SIMD support...

Manu turkeyman at gmail.com
Thu Jan 5 19:07:08 PST 2012


On 6 January 2012 04:40, Iain Buclaw <ibuclaw at ubuntu.com> wrote:

> It is a fine start to support with a float128 type. :)
>
> With vectors, there are around 20 tied to the x86 architecture iirc,
> to whom's base types cover D equivalents of: byte, ubyte, short,
> ushort, int, uint, long, ulong, float and double.  I think for
> consistent naming convention, much like 'c' is used to denote complex
> types, I think 'v' should be used to denote vector types.  For
> example, the types available on x86 will be:
>
> 64bits:
> vfloat[2], vlong[1], vint[2], vshort[4], vbyte[8]
>
> 128bits:
> vdouble[2], vfloat[4], vlong[2], vint[4], vshort[8], vbyte[16],
> vulong[2], vuint[4], vushort[8], vubyte[16]
>
> 256bits:
> vdouble[4], vfloat[8], vlong[4], vint[8], vshort[16], vbyte[32]
>
>
> For portability, vectors should be defined with the following logic:For
> example:
>
> * vector size cannot be zero
> * vector size must be a power of 2.
> * if there is no hardware support for the vector type/size, then fall
> back to static array type of same size.
> * defining a vector without a size ie: vint foo;  will default the
> size to zero, which will error.
>
> That's all I can think of so far.


I'm confused, are you advocating using arrays of primitive types to express
SIMD values again?
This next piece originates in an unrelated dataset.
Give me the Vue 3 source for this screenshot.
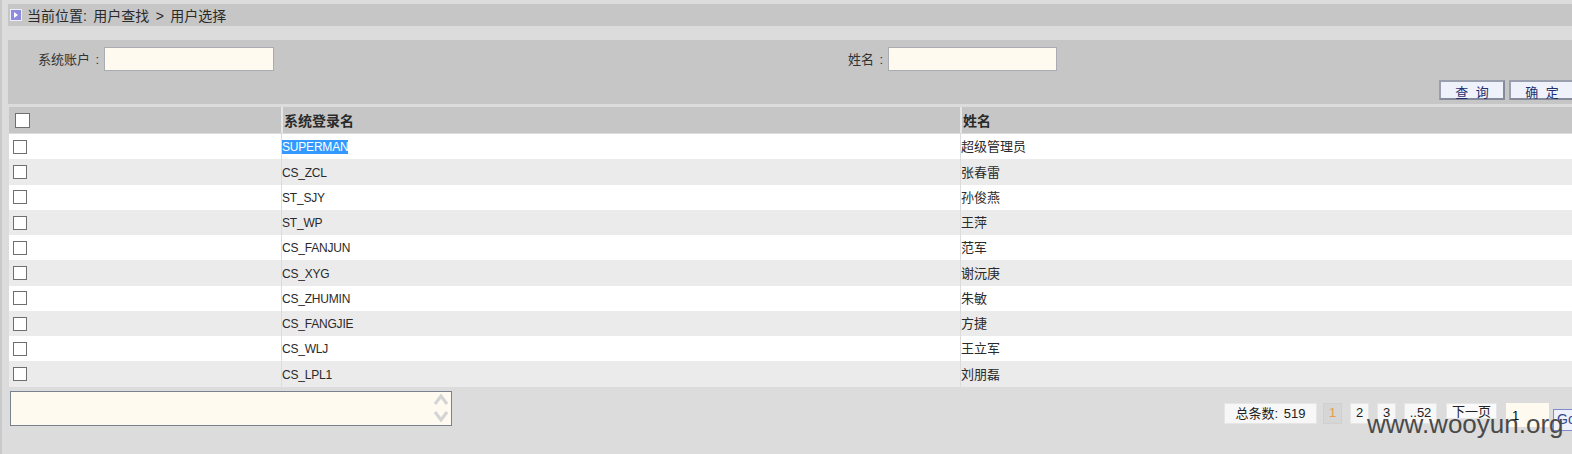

Why are you using the square brackets in your example?

I think starting with float128 is wrong. SIMD registers aren't necessarily
floats. The default (language implemented) type should be typeless, and
allow libraries to build typed api's on top of that.
The only thing the language needs to think about is a single typeless,
128bit, 16 byte aligned value.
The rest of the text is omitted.